=== Requirement ===
Pull each line holding the word "React" from the data.

=== Source material ===

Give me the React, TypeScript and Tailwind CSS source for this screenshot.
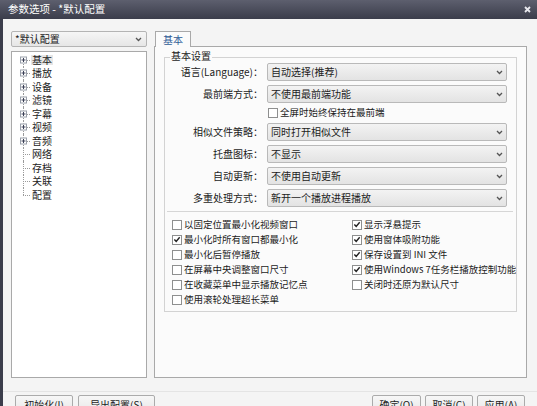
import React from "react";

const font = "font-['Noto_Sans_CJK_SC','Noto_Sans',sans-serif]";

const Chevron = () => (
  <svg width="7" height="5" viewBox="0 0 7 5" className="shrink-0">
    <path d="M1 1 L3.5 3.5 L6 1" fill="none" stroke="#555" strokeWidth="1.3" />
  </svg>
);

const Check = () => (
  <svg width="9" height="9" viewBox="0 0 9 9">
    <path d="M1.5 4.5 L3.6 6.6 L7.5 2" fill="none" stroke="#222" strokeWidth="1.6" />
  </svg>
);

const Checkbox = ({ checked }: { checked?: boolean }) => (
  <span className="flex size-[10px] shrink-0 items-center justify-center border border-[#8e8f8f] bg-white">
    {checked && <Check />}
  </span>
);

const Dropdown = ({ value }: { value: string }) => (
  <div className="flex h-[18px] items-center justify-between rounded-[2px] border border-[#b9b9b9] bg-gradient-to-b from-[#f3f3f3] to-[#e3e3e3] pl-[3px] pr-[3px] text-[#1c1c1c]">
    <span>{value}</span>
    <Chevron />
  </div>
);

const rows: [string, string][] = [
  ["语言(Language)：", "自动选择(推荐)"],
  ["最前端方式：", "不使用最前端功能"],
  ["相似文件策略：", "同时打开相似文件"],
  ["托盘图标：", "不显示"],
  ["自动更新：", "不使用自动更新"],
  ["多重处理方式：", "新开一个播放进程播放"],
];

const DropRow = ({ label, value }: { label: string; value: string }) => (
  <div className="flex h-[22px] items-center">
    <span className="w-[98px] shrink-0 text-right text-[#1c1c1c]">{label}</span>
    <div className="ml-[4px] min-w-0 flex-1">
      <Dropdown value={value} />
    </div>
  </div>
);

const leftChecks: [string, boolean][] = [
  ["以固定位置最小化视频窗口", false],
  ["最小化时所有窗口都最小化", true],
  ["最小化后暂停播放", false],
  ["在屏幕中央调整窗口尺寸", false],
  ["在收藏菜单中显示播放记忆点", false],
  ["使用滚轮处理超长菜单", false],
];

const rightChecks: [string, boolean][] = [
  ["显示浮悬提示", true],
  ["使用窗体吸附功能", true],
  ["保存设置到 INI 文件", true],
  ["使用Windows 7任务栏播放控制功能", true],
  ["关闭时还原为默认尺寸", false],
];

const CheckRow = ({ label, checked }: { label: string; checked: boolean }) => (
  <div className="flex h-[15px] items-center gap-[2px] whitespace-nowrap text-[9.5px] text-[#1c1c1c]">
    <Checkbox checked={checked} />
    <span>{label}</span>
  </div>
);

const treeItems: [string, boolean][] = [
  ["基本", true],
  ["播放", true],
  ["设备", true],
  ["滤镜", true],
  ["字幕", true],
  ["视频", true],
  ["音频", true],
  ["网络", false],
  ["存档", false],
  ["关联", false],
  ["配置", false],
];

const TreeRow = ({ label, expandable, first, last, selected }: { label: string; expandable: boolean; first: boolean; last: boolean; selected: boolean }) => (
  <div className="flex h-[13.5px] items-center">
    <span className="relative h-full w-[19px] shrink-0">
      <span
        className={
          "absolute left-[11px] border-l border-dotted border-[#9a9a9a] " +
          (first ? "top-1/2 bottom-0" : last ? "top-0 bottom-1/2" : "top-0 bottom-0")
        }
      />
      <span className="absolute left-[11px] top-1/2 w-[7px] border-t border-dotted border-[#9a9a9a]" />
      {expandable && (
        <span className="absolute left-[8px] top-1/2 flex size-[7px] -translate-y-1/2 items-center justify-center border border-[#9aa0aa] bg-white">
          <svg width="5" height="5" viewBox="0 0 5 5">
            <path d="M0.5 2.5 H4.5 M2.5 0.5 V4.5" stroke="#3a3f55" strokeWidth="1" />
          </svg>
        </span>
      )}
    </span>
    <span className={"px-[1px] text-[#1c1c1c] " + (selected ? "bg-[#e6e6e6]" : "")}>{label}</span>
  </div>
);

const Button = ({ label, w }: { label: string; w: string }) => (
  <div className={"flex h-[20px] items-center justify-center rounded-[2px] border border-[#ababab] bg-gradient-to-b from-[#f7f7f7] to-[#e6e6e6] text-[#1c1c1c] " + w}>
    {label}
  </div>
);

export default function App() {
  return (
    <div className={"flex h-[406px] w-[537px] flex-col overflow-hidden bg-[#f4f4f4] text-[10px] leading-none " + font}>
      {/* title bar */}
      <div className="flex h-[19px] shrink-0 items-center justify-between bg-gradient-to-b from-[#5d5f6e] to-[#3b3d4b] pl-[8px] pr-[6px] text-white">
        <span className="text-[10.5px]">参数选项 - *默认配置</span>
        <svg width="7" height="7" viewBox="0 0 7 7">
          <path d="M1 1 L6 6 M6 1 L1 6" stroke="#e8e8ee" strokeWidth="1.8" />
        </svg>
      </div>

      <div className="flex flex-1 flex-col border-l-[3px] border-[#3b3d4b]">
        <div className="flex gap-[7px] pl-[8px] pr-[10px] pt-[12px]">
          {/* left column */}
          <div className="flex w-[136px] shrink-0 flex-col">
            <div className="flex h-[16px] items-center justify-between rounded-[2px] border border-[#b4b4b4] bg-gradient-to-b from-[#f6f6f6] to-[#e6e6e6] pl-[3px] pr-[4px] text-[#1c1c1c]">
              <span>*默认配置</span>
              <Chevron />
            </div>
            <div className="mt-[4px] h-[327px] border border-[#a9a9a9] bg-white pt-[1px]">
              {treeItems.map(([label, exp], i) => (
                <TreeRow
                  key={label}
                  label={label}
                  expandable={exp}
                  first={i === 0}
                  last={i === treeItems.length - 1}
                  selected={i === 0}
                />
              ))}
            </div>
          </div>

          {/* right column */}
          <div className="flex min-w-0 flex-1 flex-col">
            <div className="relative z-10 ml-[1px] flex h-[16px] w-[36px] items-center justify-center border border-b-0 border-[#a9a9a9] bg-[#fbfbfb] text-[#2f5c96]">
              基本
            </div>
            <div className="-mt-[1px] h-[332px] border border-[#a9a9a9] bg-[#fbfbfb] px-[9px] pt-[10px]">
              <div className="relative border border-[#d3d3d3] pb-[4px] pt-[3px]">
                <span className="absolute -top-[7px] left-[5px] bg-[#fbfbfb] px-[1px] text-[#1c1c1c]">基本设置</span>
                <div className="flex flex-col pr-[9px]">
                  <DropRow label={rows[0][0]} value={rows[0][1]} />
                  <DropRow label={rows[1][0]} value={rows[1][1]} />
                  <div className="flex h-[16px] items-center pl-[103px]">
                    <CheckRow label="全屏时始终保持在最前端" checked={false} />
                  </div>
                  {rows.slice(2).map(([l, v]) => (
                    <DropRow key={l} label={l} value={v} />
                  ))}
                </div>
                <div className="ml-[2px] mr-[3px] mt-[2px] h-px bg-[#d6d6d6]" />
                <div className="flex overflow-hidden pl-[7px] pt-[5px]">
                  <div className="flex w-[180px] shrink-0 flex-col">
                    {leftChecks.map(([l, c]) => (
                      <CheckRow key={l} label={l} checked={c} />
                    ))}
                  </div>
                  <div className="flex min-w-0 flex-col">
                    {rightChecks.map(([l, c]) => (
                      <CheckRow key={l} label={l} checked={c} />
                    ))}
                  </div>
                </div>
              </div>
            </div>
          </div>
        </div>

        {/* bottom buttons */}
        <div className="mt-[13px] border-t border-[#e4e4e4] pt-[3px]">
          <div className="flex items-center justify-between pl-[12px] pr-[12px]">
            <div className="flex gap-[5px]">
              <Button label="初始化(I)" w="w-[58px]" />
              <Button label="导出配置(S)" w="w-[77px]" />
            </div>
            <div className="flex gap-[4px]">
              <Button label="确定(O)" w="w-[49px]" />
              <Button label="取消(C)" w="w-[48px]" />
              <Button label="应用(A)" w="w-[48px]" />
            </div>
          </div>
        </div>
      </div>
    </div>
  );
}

=== Final result ===
Give me the React, TypeScript and Tailwind CSS source for this screenshot.
import React from "react";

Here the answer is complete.